Even though the infant plaintiff is not automatically barred by her failure to move within one year after the November 7, 1973 accident, she is nonetheless not entitled to the relief sought because she never gave the Board of Education due notice of her application. The board is not a party to this action, and the notice of motion was served not upon it, but upon the City. While it is true that the acts or omissions upon which plaintiff relies in support of the estoppel theory are, for the most part, those of the Comptroller and the Corporation Counsel, who serve both the City and the Board of Education in the investigation and defense of tort claims, the principal to whom these acts and omissions are sought to be imputed and upon whom the infant seeks to impose a substitution of service of a notice of claim is the board, a nonparty, not the defendant City.

As already noted, the City and the board are separate and distinct parties. The fortuitous circumstance that the Corporation Counsel, the City’s attorney in this action, represents both the Board of Education and the City does not bring the board before the court. Without the presence of an essential party there is a jurisdictional void. Former subdivision 5 of section 50-e of the General Municipal Law required that service of a notice of application for leave to serve a late notice of claim be made upon the person or party upon whom, and in the same manner as, service of the notice of claim had to be made.1 We note, however, that *143this notice requirement was deleted from the 1976 amendments and at least one court has interpreted the current subdivision 5 of section 50-e to allow an ex parte application for leave to serve a late notice of claim. (Cobb v Niagara Frontier Transp.
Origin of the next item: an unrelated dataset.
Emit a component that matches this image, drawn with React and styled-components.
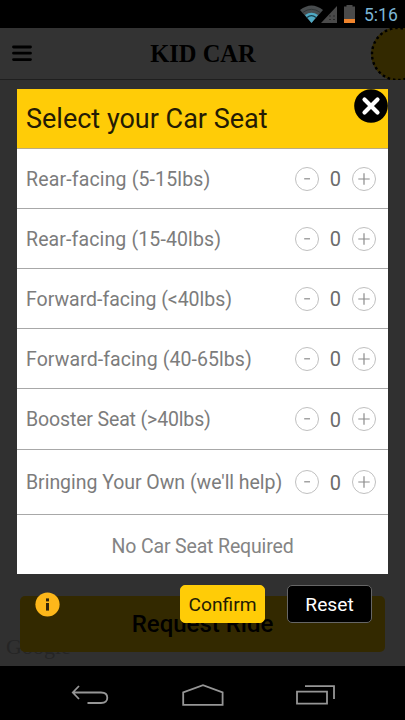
import { useState } from "react"
import styled, { createGlobalStyle } from "styled-components"

const SEATS = [
    { id: "rear-small", label: "Rear-facing (5-15lbs)", spacing: 0.15 },
    { id: "rear-large", label: "Rear-facing (15-40lbs)", spacing: 0.13 },
    { id: "forward-small", label: "Forward-facing (<40lbs)", spacing: -0.02 },
    { id: "forward-large", label: "Forward-facing (40-65lbs)", spacing: 0.08 },
    { id: "booster", label: "Booster Seat (>40lbs)", spacing: -0.14, height: 61 },
    { id: "own", label: "Bringing Your Own (we'll help)", spacing: -0.04, height: 65 },
]

const EMPTY = Object.fromEntries(SEATS.map((seat) => [seat.id, 0]))

const App = () => {
    const [counts, setCounts] = useState(EMPTY)

    const change = (id, step) => {
        setCounts({ ...counts, [id]: Math.max(0, counts[id] + step) })
    }

    return (
        <Screen>
            <GlobalStyle />
            <StatusBar>
                <svg width="56" height="18" viewBox="0 0 56 18">
                    <path d="M0 5 Q11.5 -4 23 5 L11.5 18 Z" fill="#484c4e" />
                    <path d="M2.5 7.6 Q11.5 1 20.5 7.6" fill="none" stroke="#303638" strokeWidth="1" />
                    <path d="M5 10 Q11.5 5.5 18 10 L11.5 18 Z" fill="#4fa9c4" />
                    <path d="M7 12.4 Q11.5 9 16 12.4" fill="none" stroke="#173a46" strokeWidth="1.2" />
                    <path d="M37 1 V18 H21 Z" fill="#4a4a4a" />
                    <path d="M29 11 h8 M29 14.5 h8" stroke="#292929" strokeDasharray="2 2" />
                    <path d="M46.5 0 h6 v1.5 h2.5 V18 H44 V1.5 h2.5 Z" fill="#4a4a4a" />
                    <rect x="44" y="14" width="11" height="4" fill="#f0842c" />
                </svg>
                <Clock>5:16</Clock>
            </StatusBar>
            <Page>
                <AppBar>
                    <svg width="20" height="17" viewBox="0 0 20 17">
                        <path d="M1.5 2 H18.5 M1.5 8.2 H18.5 M1.5 14.6 H18.5" stroke="#000" strokeWidth="2.8" strokeLinecap="round" />
                    </svg>
                    <Brand>KID CAR</Brand>
                    <Badge width="35" height="52" viewBox="0 0 35 52">
                        <circle cx="28" cy="26" r="27" fill="#ffcc00" />
                        <circle cx="28" cy="26" r="26" fill="none" stroke="#000" strokeWidth="2.4" strokeDasharray="2.6 2.8" />
                    </Badge>
                </AppBar>
                <MapArea>
                    <MapLogo>Google</MapLogo>
                    <RequestButton>Request Ride</RequestButton>
                </MapArea>
                <Overlay>
                    <Dialog>
                        <DialogHeader>
                            Select your Car Seat
                            <CloseButton aria-label="Close">
                                <svg width="34" height="34" viewBox="0 0 34 34">
                                    <circle cx="17" cy="17" r="16.8" fill="#000" />
                                    <path d="M10.5 10.5 L23.5 23.5 M23.5 10.5 L10.5 23.5" stroke="#fff" strokeWidth="4.2" strokeLinecap="round" />
                                </svg>
                            </CloseButton>
                        </DialogHeader>
                        {SEATS.map((seat) => (
                            <SeatRow key={seat.id} $height={seat.height}>
                                <SeatLabel $spacing={seat.spacing}>{seat.label}</SeatLabel>
                                <StepButton aria-label="Remove" onClick={() => change(seat.id, -1)}>
                                    <svg width="12" height="12" viewBox="0 0 12 12">
                                        <path d="M3.2 5.8 H9" stroke="#8c8c8c" strokeWidth="1.2" />
                                    </svg>
                                </StepButton>
                                <Count>{counts[seat.id]}</Count>
                                <StepButton aria-label="Add" onClick={() => change(seat.id, 1)}>
                                    <svg width="12" height="12" viewBox="0 0 12 12">
                                        <path d="M0.3 6 H11.7 M6 0.3 V11.7" stroke="#8c8c8c" strokeWidth="1.2" />
                                    </svg>
                                </StepButton>
                            </SeatRow>
                        ))}
                        <NoSeat>No Car Seat Required</NoSeat>
                    </Dialog>
                    <Actions>
                        <svg width="25" height="25" viewBox="0 0 25 25">
                            <circle cx="12.5" cy="12.5" r="12.1" fill="#fdb71a" />
                            <rect x="11" y="6.4" width="3" height="3" fill="#33260a" />
                            <rect x="11" y="11" width="3" height="7.6" fill="#33260a" />
                        </svg>
                        <ActionButton>Confirm</ActionButton>
                        <ActionButton $dark onClick={() => setCounts(EMPTY)}>Reset</ActionButton>
                    </Actions>
                </Overlay>
            </Page>
            <NavBar>
                <svg width="38" height="20" viewBox="0 0 38 20">
                    <path d="M8 1 L1.8 7.5 L8 14 M2 7.5 H30 Q36.3 7.5 36.3 12.8 Q36.3 18 30 18 H16.5" fill="none" stroke="#969696" strokeWidth="1.8" />
                </svg>
                <svg width="42" height="22" viewBox="0 0 42 22">
                    <path d="M1.2 20.8 V8.3 L21 1.2 L40.6 8.3 V20.8 Z" fill="none" stroke="#969696" strokeWidth="1.8" />
                </svg>
                <svg width="39" height="20" viewBox="0 0 39 20">
                    <path d="M1 6.6 H31 V18.6 H1 Z M9 1.2 H38 V14" fill="none" stroke="#969696" strokeWidth="1.8" />
                </svg>
            </NavBar>
        </Screen>
    )
}

const GlobalStyle = createGlobalStyle`
    * {
        box-sizing: border-box;
    }
    body {
        margin: 0;
        background-color: #000;
        font-family: Roboto, "Liberation Sans", sans-serif;
    }
    button {
        margin: 0;
        padding: 0;
        border: none;
        font-family: inherit;
    }
    svg {
        display: block;
        flex-shrink: 0;
    }
`

const Screen = styled.div`
    display: flex;
    flex-direction: column;
    width: 405px;
    height: 720px;
    overflow: hidden;
    background-color: #000;
`

const StatusBar = styled.div`
    display: flex;
    align-items: center;
    justify-content: flex-end;
    flex-shrink: 0;
    height: 28px;
    padding-right: 7px;
`

const Clock = styled.span`
    width: 34px;
    margin-left: 8px;
    font-size: 17.5px;
    line-height: 20px;
    color: #7cb6d6;
    padding-top: 1px;
`

const Page = styled.div`
    display: flex;
    flex-direction: column;
    position: relative;
    height: 638px;
`

const AppBar = styled.div`
    display: flex;
    align-items: center;
    justify-content: space-between;
    flex-shrink: 0;
    height: 52px;
    padding-left: 12px;
    background-color: #fff;
    border-bottom: 1px solid #999;
`

const Brand = styled.h1`
    margin: 0 0 0 4px;
    font-family: "Liberation Serif", serif;
    font-size: 24.5px;
    font-weight: bold;
    color: #000;
`

const Badge = styled.svg`
    overflow: hidden;
`

const MapArea = styled.div`
    display: flex;
    flex-direction: column;
    justify-content: flex-end;
    flex: 1;
    position: relative;
    padding: 0 20px 14px;
    background-color: #f0f0f0;
`

const MapLogo = styled.span`
    position: absolute;
    left: 6px;
    bottom: 6px;
    font-family: "Liberation Serif", serif;
    font-size: 22px;
    color: #b8b8b8;
`

const RequestButton = styled.button`
    position: relative;
    height: 56px;
    border-radius: 5px;
    background-color: #ffcc00;
    font-size: 24px;
    font-weight: 500;
    color: #000;
`

const Overlay = styled.div`
    position: absolute;
    inset: 0;
    padding: 61px 17px 0;
    background-color: rgba(0, 0, 0, 0.8);
`

const Dialog = styled.div`
    height: 485px;
    background-color: #fff;
`

const DialogHeader = styled.div`
    display: flex;
    align-items: center;
    position: relative;
    height: 60px;
    padding: 1px 0 0 9px;
    background-color: #ffcc07;
    border-bottom: 1px solid #b9ab83;
    font-size: 27px;
    color: #241b04;
`

const CloseButton = styled.button`
    position: absolute;
    top: 0;
    right: 0;
    background: none;
`

const SeatRow = styled.div`
    display: flex;
    align-items: center;
    height: ${(props) => props.$height || 60}px;
    padding: 0 12.5px 0 9px;
    border-bottom: 1px solid #a8a8a8;
`

const SeatLabel = styled.span`
    flex: 1;
    white-space: nowrap;
    font-size: 19.5px;
    letter-spacing: ${(props) => props.$spacing}px;
    color: #7c7c7c;
    padding-top: 1px;
`

const StepButton = styled.button`
    display: flex;
    align-items: center;
    justify-content: center;
    width: 24px;
    height: 24px;
    border: 1px solid #c0c0c0;
    border-radius: 50%;
    background-color: #fff;
`

const Count = styled.span`
    width: 32.5px;
    text-align: center;
    font-size: 20px;
    color: #6c6c6c;
    padding-top: 1px;
`

const NoSeat = styled.div`
    display: flex;
    align-items: center;
    justify-content: center;
    height: 59px;
    padding-top: 3px;
    font-size: 19.5px;
    letter-spacing: -0.15px;
    color: #848484;
`

const Actions = styled.div`
    display: flex;
    align-items: center;
    padding: 11px 16px 0 18px;
    svg {
        margin-right: auto;
    }
`

const ActionButton = styled.button`
    width: 85px;
    height: 38px;
    margin-left: ${(props) => (props.$dark ? "22px" : "0")};
    border: 1px solid ${(props) => (props.$dark ? "#666" : "#ffcc07")};
    border-radius: 5px;
    background-color: ${(props) => (props.$dark ? "#000" : "#ffcc07")};
    font-size: 19.2px;
    color: ${(props) => (props.$dark ? "#fff" : "#241b04")};
`

const NavBar = styled.div`
    display: flex;
    align-items: center;
    justify-content: space-between;
    flex: 1;
    padding: 3px 70px 0 71px;
`

export default App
Auth., 98 Misc 2d 191.)

Of course, as recognized in Bender v New York City Health & Hosps. Corp. (38 NY2d 662, 668, supra), while a motion to file a notice of claim nunc pro tunc is the most appropriate vehicle by which to assert an estoppel claim, it may also be asserted through service of a complaint alleging facts sufficient to excuse compliance with the notice of claim requirements of section 50-e. (See, e.g., Matter of Daley v Greece Cent. School Dist. No. 1, 21 AD2d 976, affd 17 NY2d 530.) Here, however, plaintiffs never moved to amend the complaint (CPLR 3025, subd [b]) to assert estoppel against the board. Nor could the court, sua sponte, have amended the complaint and added the board as a party defendant. While pleadings should be liberally construed and defects ignored if a substantial right of a party is not prejudiced (CPLR 3026), and the court has the power at any stage to correct a mistake, omission, defect or irregularity (CPLR 2001), and even to add a party on its own initiative at any stage of the action (CPLR 1003), absent a jurisdictional basis the court is not free to substitute a wholly distinct nonparty for a party.
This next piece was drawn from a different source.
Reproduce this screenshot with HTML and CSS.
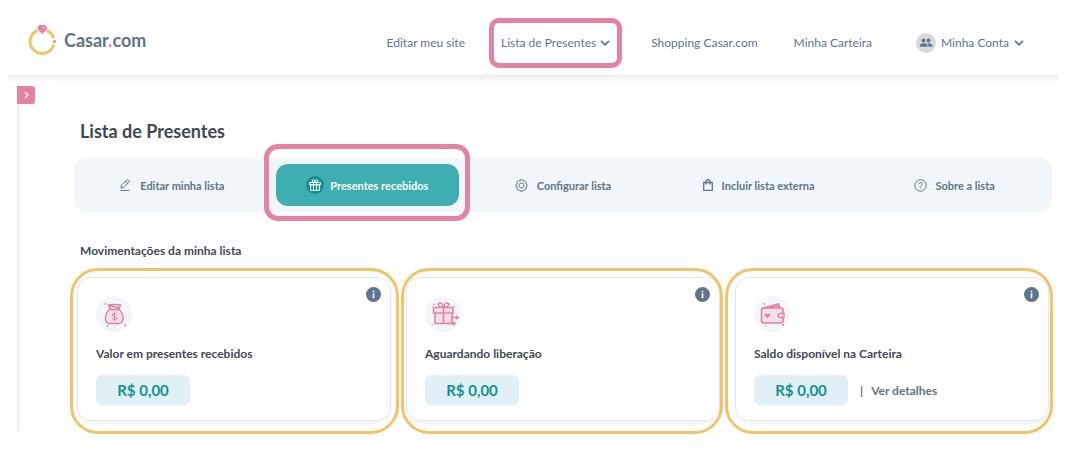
FILE: index.html
```
<!DOCTYPE html>
<html lang="pt-BR">
<head>
    <meta charset="UTF-8">
    <meta name="viewport" content="width=device-width, initial-scale=1.0">
    <title>Lista de Presentes - Casar.com</title>
    <link rel="stylesheet" href="styles.css">
</head>
<body>
<!-- topo -->
<header class="header">
    <a class="logo" href="#">
        <svg width="30" height="32" viewBox="0 0 30 32" fill="none">
            <path d="M9.200 6.600A12 12 0 1 0 25.700 20.600" stroke="#f2c36b" stroke-width="3"/>
            <path d="M18.600 6.500A12 12 0 0 1 25.600 14" stroke="#f2c36b" stroke-width="3"/>
            <path d="M11.400 1h5.800l2 2.600-.7 2.300L14.200 10 10 5.900 9.300 3.600z" fill="#e582a3"/>
            <path d="M14.500 3l1.500 1 1.500-1.500" stroke="#fff" stroke-width=".7"/>
            <circle cx="26.500" cy="17.500" r="1.500" fill="#e582a3"/>
        </svg>
        <span class="logo-text">Casar<i>.</i>com</span>
    </a>
    <nav class="nav">
        <a href="#">Editar meu site</a>
        <a class="nav-current" href="#">Lista de Presentes
            <svg width="10" height="6" viewBox="0 0 10 6" fill="none" stroke="#5d758f" stroke-width="1.800"><path d="M1 .8l4 4 4-4"/></svg>
        </a>
        <a href="#">Shopping Casar.com</a>
        <a href="#">Minha Carteira</a>
        <a class="account" href="#">
            <span class="avatar">
                <svg width="14" height="10" viewBox="0 0 14 10" fill="#5d758f"><circle cx="4.500" cy="2.500" r="1.900"/><circle cx="9.500" cy="2.500" r="1.900"/><path d="M.8 8.800V7.500C.8 6.100 3 5.300 4.700 5.300s3.800.8 3.800 2.200v1.300z"/><path d="M9.300 8.800V7.300c0-.8-.4-1.400-1-1.900 2-.4 5.100.4 5.100 2.100v1.300z"/></svg>
            </span>
            Minha Conta
            <svg width="10" height="6" viewBox="0 0 10 6" fill="none" stroke="#5d758f" stroke-width="1.800"><path d="M1 .8l4 4 4-4"/></svg>
        </a>
    </nav>
</header>

<div class="page">
    <aside class="sidebar">
        <button class="toggle" type="button" aria-label="Abrir menu">
            <svg width="5" height="8" viewBox="0 0 5 8" fill="none" stroke="#fff" stroke-width="1.200"><path d="M.8.8L4 4 .8 7.200"/></svg>
        </button>
    </aside>
    <main class="content">
        <h1 class="title">Lista de Presentes</h1>

        <!-- abas -->
        <nav class="tabs">
            <a class="tab" href="#">
                <svg width="12" height="12" viewBox="0 0 12 12" fill="none" stroke="#5d758f"><path d="M2 9l.5-2.800L7.800.9c.4-.4.9-.4 1.300 0l.9.9c.4.4.4.900 0 1.300L4.700 8.400z M6.700 2l2.200 2.200M1.500 11.400h9"/></svg>
                Editar minha lista
            </a>
            <a class="tab active" href="#">
                <span class="tab-badge">
                    <svg width="12" height="12" viewBox="0 0 12 12" fill="none" stroke="#fff"><path d="M.6 3.500h10.800v2.300H.6zM1.600 5.800h8.800v5.600H1.600zM4.500 3.500v7.900M7.500 3.500v7.900M6 3.500C3 3.500 2.500.7 4.200.7 5.500.7 6 2 6 3.500c0-1.500.5-2.800 1.800-2.800C9.500.7 9 3.500 6 3.500z"/></svg>
                </span>
                Presentes recebidos
            </a>
            <a class="tab" href="#">
                <svg width="13" height="13" viewBox="0 0 13 13" fill="none" stroke="#5d758f"><path d="M5.400.8h2.200l.6 1.200 1.300-.4 1.500 1.500-.4 1.300 1.300.6v3l-1.300.6.4 1.300-1.500 1.500-1.300-.4-.6 1.200H5.400L4.800 11l-1.300.4L2 9.900l.4-1.300-1.300-.6V5l1.300-.6L2 3.100l1.500-1.500 1.300.4z"/><circle cx="6.500" cy="6.500" r="2.500"/></svg>
                Configurar lista
            </a>
            <a class="tab" href="#">
                <svg width="10" height="12" viewBox="0 0 10 12" fill="none" stroke="#5d758f" stroke-width="1.300"><path d="M.7 3.500h8.600v7.800H.7zM3 5.500V2.700C3 .1 7 .1 7 2.700v2.800"/></svg>
                Incluir lista externa
            </a>
            <a class="tab" href="#">
                <svg width="13" height="13" viewBox="0 0 13 13" fill="none" stroke="#5d758f"><circle cx="6.500" cy="6.500" r="5.700"/><path d="M4.900 5.200c0-2.200 3.300-2 3.300-.1 0 1.200-1.600 1.200-1.600 2.500M6.600 8.500v1.100"/></svg>
                Sobre a lista
            </a>
        </nav>

        <h2 class="subtitle">Movimentações da minha lista</h2>

        <!-- cartões -->
        <div class="cards">
            <section class="card">
                <div class="card-top">
                    <span class="card-icon">
                        <svg width="28" height="28" viewBox="0 0 28 28" fill="none" stroke="#e582a3"><path d="M9.500 9.500C6.500 12 5.400 15 5.400 18c0 4 2 5.500 4.600 5.500h8.500c2.600 0 4.600-1.500 4.600-5.500 0-3-1.100-6-4.100-8.500z" fill="#f3dfe8" stroke-width="1.500"/><path d="M8.500 5c2-.8 9.500-.8 12 0L19 8.800c-2.500.9-7 .9-9.300 0zM8.500 5l10.500 3" stroke-width="1.500"/><path d="M16.600 14.400c-.7-1.400-4.300-1.200-4.300.7 0 2.100 4.500.9 4.500 3 0 1.900-4 2-4.700.3M14.500 12.500v8.500"/><path d="M4.500 4h2M5.500 3v2M6.500 26h2M7.500 25v2M24 24l2 2M26 24l-2 2" stroke-width=".8"/></svg>
                    </span>
                    <button class="info" type="button" aria-label="Informações">
                        <svg width="15" height="15" viewBox="0 0 15 15"><circle cx="7.500" cy="7.500" r="7.500" fill="#5d758f"/><path d="M6.700 3.700h1.600v1.500H6.700zM6.700 6.300h1.600v5H6.700z" fill="#fff"/></svg>
                    </button>
                </div>
                <h3 class="card-title">Valor em presentes recebidos</h3>
                <div class="card-row"><span class="value">R$ 0,00</span></div>
            </section>
            <section class="card">
                <div class="card-top">
                    <span class="card-icon">
                        <svg width="30" height="28" viewBox="0 0 30 28" fill="none" stroke="#e582a3"><path d="M7 13h17v10.500H7zM5.500 7.500H25V13H5.500z" fill="#f3dfe8" stroke-width="1.600"/><path d="M15.500 7.500v16M15 7.500c-4.500 0-6.500-4-3.500-4.500 2.500-.4 3.500 2 3.500 4.500M16 7.500c4.500 0 6.500-4 3.500-4.500-2.500-.4-3.500 2-3.500 4.500" stroke-width="1.500"/><path d="M23 17.500h7M28.300 15.500l2 2-2 2M20 23.500h7M25.300 21.500l2 2-2 2" stroke-width="1.300"/><path d="M5 3.500l2 2M7 3.500l-2 2M26 6.500h1.500M3.500 25h1.500" stroke-width=".8"/></svg>
                    </span>
                    <button class="info" type="button" aria-label="Informações">
                        <svg width="15" height="15" viewBox="0 0 15 15"><circle cx="7.500" cy="7.500" r="7.500" fill="#5d758f"/><path d="M6.700 3.700h1.600v1.500H6.700zM6.700 6.300h1.600v5H6.700z" fill="#fff"/></svg>
                    </button>
                </div>
                <h3 class="card-title">Aguardando liberação</h3>
                <div class="card-row"><span class="value">R$ 0,00</span></div>
            </section>
            <section class="card">
                <div class="card-top">
                    <span class="card-icon">
                        <svg width="28" height="28" viewBox="0 0 28 28" fill="none" stroke="#e582a3"><rect x="3.500" y="8" width="21.500" height="15" rx="2" fill="#f3dfe8" stroke-width="1.600"/><path d="M5 8l15.500-4 1.700 4M9 8l12-2" stroke-width="1.500"/><path d="M26 13.500h-4c-2.500 0-2.500 4 0 4h4z" fill="#f3dfe8" stroke-width="1.500"/><path d="M9.500 18.200l-2.600-2.700c-.9-1.500 1.400-3 2.600-1.200 1.200-1.800 3.500-.3 2.600 1.200z" fill="#e582a3" stroke="none"/><path d="M5 4h2M6 3v2M20 3.500h1M7 26h1.500M24 24l2 2M26 24l-2 2" stroke-width=".8"/></svg>
                    </span>
                    <button class="info" type="button" aria-label="Informações">
                        <svg width="15" height="15" viewBox="0 0 15 15"><circle cx="7.500" cy="7.500" r="7.500" fill="#5d758f"/><path d="M6.700 3.700h1.600v1.500H6.700zM6.700 6.300h1.600v5H6.700z" fill="#fff"/></svg>
                    </button>
                </div>
                <h3 class="card-title">Saldo disponível na Carteira</h3>
                <div class="card-row">
                    <span class="value">R$ 0,00</span>
                    <span class="bar">|</span>
                    <a class="details" href="#">Ver detalhes</a>
                </div>
            </section>
            <!-- contornos de destaque -->
            <div class="rings" aria-hidden="true">
                <span class="ring"></span>
                <span class="ring"></span>
                <span class="ring"></span>
            </div>
        </div>
    </main>
</div>
</body>
</html>
```
FILE: styles.css
```
* { box-sizing: border-box; margin: 0; padding: 0; }
a { color: inherit; text-decoration: none; }
button { border: none; background: none; cursor: pointer; }
svg { display: block; flex: none; overflow: visible; }

body {
    min-height: 100vh;
    padding: 0 8px;
    background: #fff;
    color: #3f4854;
    font-family: Lato, "Liberation Sans", sans-serif;
}

/* topo */
.header {
    display: flex;
    align-items: center;
    justify-content: space-between;
    height: 75px;
    padding: 4px 34px 0 20px;
    position: relative;
    background: #fff;
}
/* sombra do topo */
.header:after {
    content: "";
    position: absolute;
    top: 100%;
    left: 0;
    right: 0;
    height: 8px;
    background: linear-gradient(#ededed, #fff);
}
.logo {
    display: flex;
    align-items: center;
    gap: 6px;
}
.logo-text {
    color: #5d758a;
    font-size: 18px;
    font-weight: 700;
    line-height: 24px;
}
.logo-text i {
    color: #e582a3;
    font-style: normal;
}
.nav {
    display: flex;
    align-items: center;
    gap: 36px;
    padding-top: 6px;
    color: #5d758f;
    font-size: 12px;
    line-height: 20px;
    white-space: nowrap;
}
.nav-current {
    display: flex;
    align-items: center;
    gap: 4px;
    margin-right: 5px;
    position: relative;
}
.nav-current:after {
    content: "";
    position: absolute;
    inset: -15px -12px;
    border: 5px solid #e582a3;
    border-radius: 10px;
}
.account {
    display: flex;
    align-items: center;
    gap: 5px;
    margin-left: 8px;
}
.avatar {
    display: flex;
    align-items: center;
    justify-content: center;
    width: 20px;
    height: 20px;
    border-radius: 50%;
    background: #d8d8d8;
}

/* corpo */
.page {
    display: flex;
    margin-left: 9px;
}
.sidebar {
    width: 18px;
    padding-top: 11px;
    background: linear-gradient(to right, #ebebeb, #fff 5px);
}
.toggle {
    display: flex;
    align-items: center;
    justify-content: center;
    width: 18px;
    height: 18px;
    border-radius: 0 3px 3px 0;
    background: #e582a3;
}
.content {
    flex: 1;
    padding: 44px 6px 10px 39px;
}
.title {
    padding-left: 6px;
    font-size: 18px;
    font-weight: 700;
    line-height: 24px;
}

/* abas */
.tabs {
    display: grid;
    grid-template-columns: repeat(5, 1fr);
    margin-top: 15px;
    padding: 6px 0;
    border-radius: 12px;
    background: #f1f6fb;
}
.tab {
    display: flex;
    align-items: center;
    justify-content: center;
    gap: 9px;
    height: 42px;
    margin: 0 6px;
    color: #5d758a;
    font-size: 11px;
    font-weight: 700;
    white-space: nowrap;
}
.tab.active {
    gap: 6px;
    position: relative;
    border-radius: 12px;
    background: #3eaeb1;
    color: #fff;
}
.tab.active:after {
    content: "";
    position: absolute;
    inset: -20px -11px -15px -12px;
    border: 5px solid #e582a3;
    border-radius: 14px;
}
.tab-badge {
    display: flex;
    align-items: center;
    justify-content: center;
    width: 18px;
    height: 18px;
    border-radius: 50%;
    background: #13908f;
}
.subtitle {
    margin-top: 31px;
    padding-left: 6px;
    font-size: 12px;
    font-weight: 700;
    line-height: 16px;
}

/* cartões */
.cards {
    display: grid;
    grid-template-columns: repeat(3, 1fr);
    gap: 15px;
    margin: 18px 3px 0;
    position: relative;
}
.card {
    padding: 18px 18px 15px;
    border: 1px solid #dfe8f2;
    border-radius: 14px;
    box-shadow: 0 4px 4px #f4f6f9;
}
.card-top {
    display: flex;
    align-items: flex-start;
    justify-content: space-between;
}
.card-icon {
    display: flex;
    align-items: center;
    justify-content: center;
    width: 36px;
    height: 36px;
    border-radius: 50%;
    background: #f1f6fb;
}
.info {
    margin: -9px -9px 0 0;
}
.card-title {
    margin-top: 14px;
    font-size: 12px;
    font-weight: 700;
    line-height: 16px;
}
.card-row {
    display: flex;
    align-items: center;
    margin-top: 13px;
    color: #5d758a;
    font-size: 12px;
    font-weight: 700;
}
.value {
    width: 94px;
    border-radius: 6px;
    background: #e1f0f6;
    color: #13908f;
    font-size: 15px;
    line-height: 30px;
    text-align: center;
}
.bar {
    margin: 0 8px 0 12px;
}
.rings {
    display: grid;
    grid-template-columns: 329fr 321fr 328fr;
    gap: 2px;
    position: absolute;
    inset: -9px -4px -13px -7px;
    pointer-events: none;
}
.ring {
    border: 3px solid #f2c36b;
    border-radius: 28px;
}
```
Whatever remedies were available against the board at the time of the instant application, as far as the infant’s notice of claim is concerned, are now lost as the Statute of Limitations has obviously run on her claim, even with the tolling of the statute for the period of infancy. On the date of the accident the infant was 13 years of age. The statute would have run 1 year and 90 days after her eighteenth birthday (CPLR 208) . 2 The estoppel upon which the infant *144plaintiff relies to bar the assertion of a failure to serve a timely notice of claim cannot revive a claim that has “passed beyond the power of judicial recall” (Matter of Beary v City of Rye, 44 NY2d 398, 413, supra).

While estoppel may even be invoked against a defendant’s assertion of the Statute of Limitations, plaintiffs do not claim that any conduct on the board’s part misled them as to the existence of a cause of action or the running of the Statute of Limitations. Generally, the doctrine is available where the defendant conceals from the plaintiff that he has a cause of action (General Stencils v Chiappa, 18 NY2d 125) or “where the agreement, representations or conduct of a defendant have caused a plaintiff to delay suit on a known cause of action until the Statute of Limitations has run” (Robinson v City of New York, 24 AD2d 260, 263; see, also, Ryan Ready Mixed Concrete Corp. v Coons, 25 AD2d 530). A potential defendant is under no obligation to inform an adversary of the existence of a cause of action. (Jordan v Ford Motor Co., 73 AD2d 422.)

Accordingly, the order, Supreme Court, New York County (Sutton, J.), entered October 6, 1980, denying plaintiffs’ motion for an order deeming the notice of claim theretofore served on their behalf on the City of New York to have been served, instead, upon the Board of Education of the City of New York, and substituting the Board of Education as a defendant in this action in place of the City of New York should be affirmed, without costs or disbursements.

Murphy, J. P., Markewich, Lupiano and Bloom, JJ., concur.

Order, Supreme Court, New York County, entered on October 6, 1980, affirmed, without costs and without disbursements.

. Prior to the 1976 amendment subdivision 5 of section 50-e provided in pertinent part: “The application shall be made returnable at a trial or special (n. contd.) *143term of the supreme court, or of the county court, in the county where an action on the claim could properly be brought for trial, and due notice thereof shall be served upon the person or party against whom the claim is made, in the manner specified in subdivision three.”

. Although the notice of motion was dated December 29, 1978, which was within the Statute of Limitations as extended by the disability of infancy, and the motion denied by decision entered February 13, 1979, which may also have been within the statute, an order was not settled, as directed, until September 30, 1980, over 18 months later. On the latter date the statute had run.